For a while now, Google has invested time and development effort into making Chrome OS a viable alternative to mainstream operating systems. Case in point: On Friday, Google announced new Chrome OS keyboard shortcuts that manipulate the currently active window.
Francois Beaufort, a Chromium Evangelist at at Google, said in a Google+ post that the feature is available in the Canary build of Chrome OS. As long as you’re on the canary build of Chrome OS, you can use four new keyboard shortcuts to manipulate the currently active window between displays.
- Search + Alt + Left Arrow: move active window to the left nearest display
- Search + Alt + Right Arrow: move active window to the right nearest display
- Search + Alt + Up Arrow: move active window to the up nearest display
- Search + Alt + Down Arrow: move active window to the down nearest display
Thanks to the ubiquity of Microsoft’s Windows and Apple’s macOS platforms, folks have come to expect things of certain keyboard combinations. When you hold the ALT button and the TAB button at the same time, for example, most veteran computer users will expect the operating system to switch between open applications. It’s a shortcut so well-known that Google implemented it in Android’s hardware keyboard framework.

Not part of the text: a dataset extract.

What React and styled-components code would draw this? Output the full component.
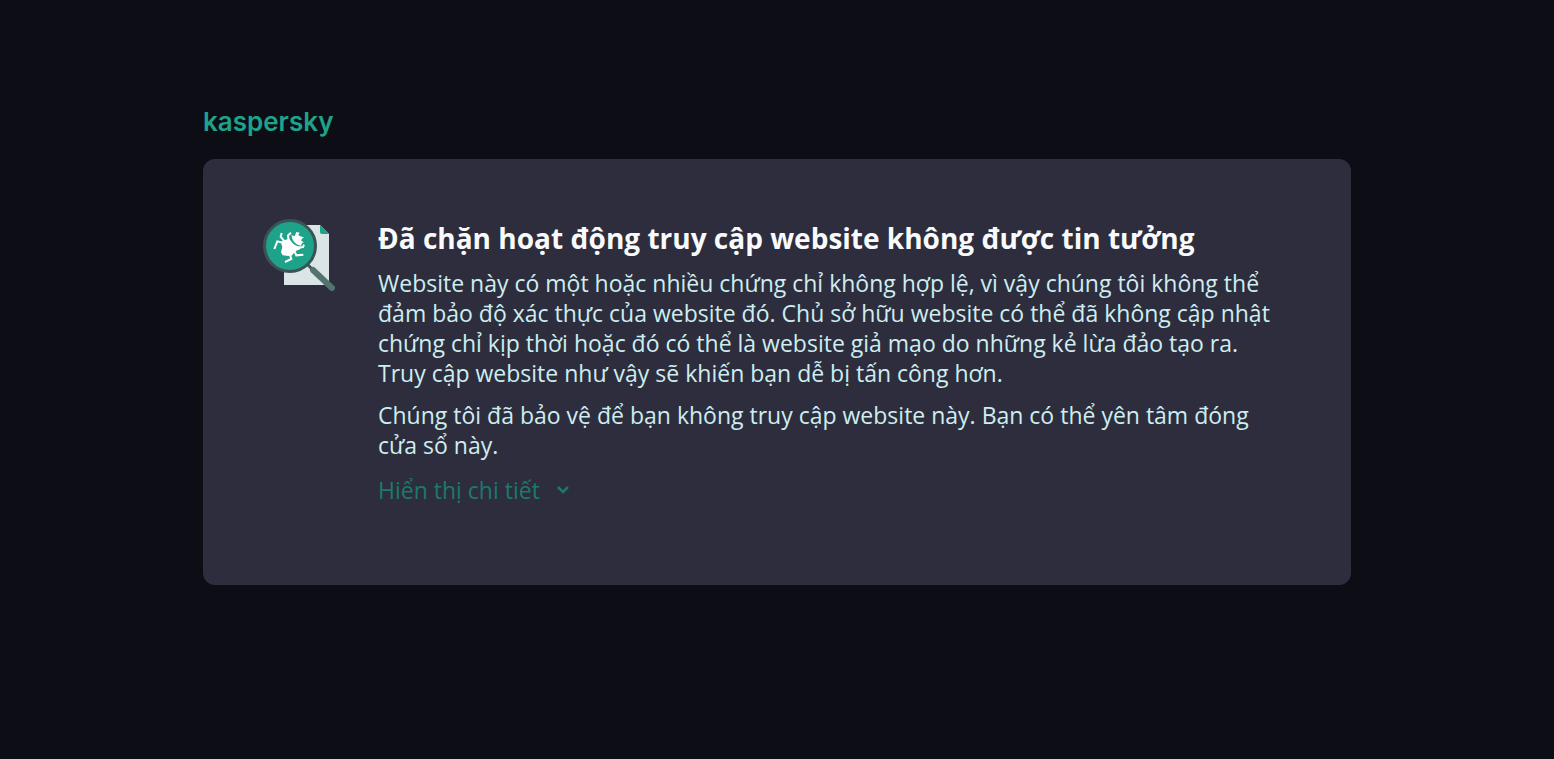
import React, { useState } from "react";
import styled, { createGlobalStyle } from "styled-components";

const GlobalStyle = createGlobalStyle`
  *, *::before, *::after { box-sizing: border-box; }
  body {
    margin: 0;
    background: #0d0d16;
    font-family: "Open Sans", "Noto Sans", sans-serif;
  }
`;

const Page = styled.div`
  max-width: 1188px;
  margin: 0 auto;
  padding: 104px 20px 40px;
`;

const Logo = styled.div`
  height: 36px;
  margin-bottom: 19px;
  color: #1fa28a;
  font: 600 26px/36px Inter, sans-serif;
`;

const Card = styled.main`
  display: flex;
  align-items: flex-start;
  gap: 43px;
  min-height: 426px;
  padding: 60px;
  border-radius: 12px;
  background: #2e2d3e;
`;

const Illustration = styled.svg`
  flex: none;
  width: 72px;
  height: 72px;
`;

const Content = styled.div`
  flex: 1;
  min-width: 0;
`;

const Title = styled.h1`
  margin: 0 0 11px;
  color: #f8fafc;
  font-size: 28px;
  line-height: 38px;
  font-weight: 700;
`;

const Paragraph = styled.p`
  margin: 0 0 12px;
  color: #cdeef0;
  font-size: 23px;
  line-height: 30px;
`;

const DetailsButton = styled.button`
  display: inline-flex;
  align-items: center;
  gap: 16px;
  margin-top: 3px;
  padding: 0;
  border: 0;
  background: none;
  color: #1b7a69;
  font: inherit;
  font-size: 23px;
  line-height: 30px;
  cursor: pointer;
`;

const Chevron = styled.svg`
  width: 14px;
  height: 10px;
  transform: ${(p) => (p.$open ? "rotate(180deg)" : "none")};
`;

function ThreatIcon() {
  return (
    <Illustration viewBox="0 0 72 72" aria-hidden="true">
      <path d="M21 6H57L66 15V66H21Z" fill="#dbe5e5" />
      <path d="M57 6L66 15H59Q57 15 57 13Z" fill="#1fa28a" />
      <path d="M45 46L50 51" stroke="#3c5655" strokeWidth="3" />
      <path d="M50 51L69 69" stroke="#527370" strokeWidth="6" strokeLinecap="round" />
      <circle cx="27" cy="27" r="25.5" fill="#1fa28a" stroke="#3a5354" strokeWidth="3" />
      <g transform="translate(-8 -9) scale(.33333)">
        <path
          fill="none"
          stroke="#fff"
          strokeWidth="6"
          d="M58 117L67 94L88 99M80 69L77 80L89 95M108 68L99 76L101 92M128 113L144 111L147 104M117 120L124 136L145 134M104 132L109 147L90 156"
        />
        <path
          fill="#fff"
          d="M83 92L102 86Q107 90 112 98Q122 109 138 110L135 118L122 123L115 131L108 139L83 136L78 127L82 111L78 98Z"
        />
        <path
          fill="#fff"
          d="M113 89L109 75L119 79L124 66L134 68L130 74L135 79L147 82L140 87L139 93L147 97L141 99L138 107Q121 104 113 89Z"
        />
      </g>
    </Illustration>
  );
}

export default function App() {
  const [open, setOpen] = useState(false);
  return (
    <>
      <GlobalStyle />
      <Page>
        <Logo>kaspersky</Logo>
        <Card>
          <ThreatIcon />
          <Content>
            <Title>Đã chặn hoạt động truy cập website không được tin tưởng</Title>
            <Paragraph>
              Website này có một hoặc nhiều chứng chỉ không hợp lệ, vì vậy chúng tôi không thể đảm bảo
              độ xác thực của website đó. Chủ sở hữu website có thể đã không cập nhật chứng chỉ kịp
              thời hoặc đó có thể là website giả mạo do những kẻ lừa đảo tạo ra. Truy cập website như
              vậy sẽ khiến bạn dễ bị tấn công hơn.
            </Paragraph>
            <Paragraph>
              Chúng tôi đã bảo vệ để bạn không truy cập website này. Bạn có thể yên tâm đóng cửa sổ
              này.
            </Paragraph>
            <DetailsButton type="button" aria-expanded={open} onClick={() => setOpen(!open)}>
              Hiển thị chi tiết
              <Chevron $open={open} viewBox="0 0 14 10" fill="none" aria-hidden="true">
                <path d="M2 2L7 7L12 2" stroke="currentColor" strokeWidth="2.5" />
              </Chevron>
            </DetailsButton>
          </Content>
        </Card>
      </Page>
    </>
  );
}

Chrome OS’s new shortcuts are a step in that direction. The more familiar Chrome OS feels to a transitioning Windows or macOS user, the thinking goes, the more likely they are to stick with it.
Google’s strategy seems to be working. In the US K-12 education market, it grew to 58 percent market share in 2016 up from 50 percent a year earlier, according to Futuresource Consulting, and doubled its worlwide share to 6 percent.